Come on, the usual ones: UX Design, Design Thinking, UI Design, Design Systems, management, leadership, Organization Design, parenting, sustainability, Systems Thinking, complexity, emergence, feedback loops, causal diagrams, unintended consequences, Donella Meadows, Peter Senge, Systems Change, social innovation, facilitation, teaching, training, learning, consciousness, the mind, space, writing, thinking, publishing, building an audience, writing the next article, and some other 357 things.
Writing the next article. Yes. Let’s talk about this for a moment.
I’ve been “writing the next article” for more than a month, now.
It’s the next episode of the “OsservAgro” saga. It was one of the most stimulating experiences I had in 2019. I have a mountain of notes and ideas about it. And I committed to myself to tell its story. My experience. How I did it. What I’ve learned. What we did together. What we could do.
But I wanted to be a historian. I wanted to tell exactly what happened, who said what, what I replied, what I thought, what I did, and what we achieved at the end.

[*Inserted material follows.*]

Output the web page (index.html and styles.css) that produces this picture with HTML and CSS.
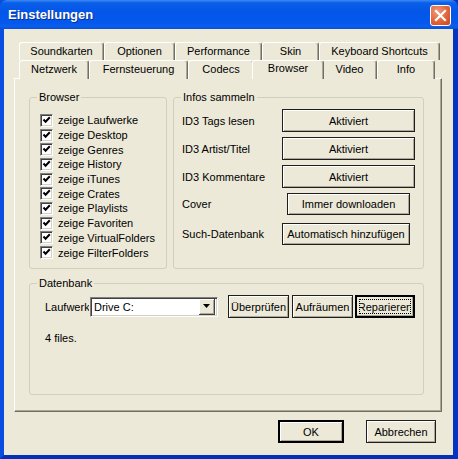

That is not an excellent way to summarize an experience. I am afraid.
The more I recalled about the first workshop I facilitated, the more I wrote.
The more I wrote, the more details I recalled.
The more I wrote the more ideas, facilitation methods, tricks, reflections came to my mind.
And the more I wrote.
So, after a month, what was a 1’000 thousand-words essay is now 5’000.
And I feel exhausted. And nausea comes to me if I reopen the third draft. I don’t want to publish it. It’s too long. It’s not flowing. And, the worst thing, I feel it’s… incomplete.
That is exactly where I am now. In the meantime, I’ve collected (just about) 1 extra million ideas. More drafts, more articles waiting to be written. The idea of creating a “digital mind garden” came to my mind because now it seems to be fashionable.
I’ve been dreaming about creating my Memex, my Wiki, my Second Digital Brain, since 1982. Not happy with being stuck, I did it. Now.
I am doing everything now. So, I am doing nothing. This is the truth. This is where I am. And this is what I am publishing now.
Will this writing help me? I’ve written it in 17 minutes, in one shot. I was “in the flow”. I reread it only once. I made only a few corrections.
Will I get unstuck? Am I getting unstuck?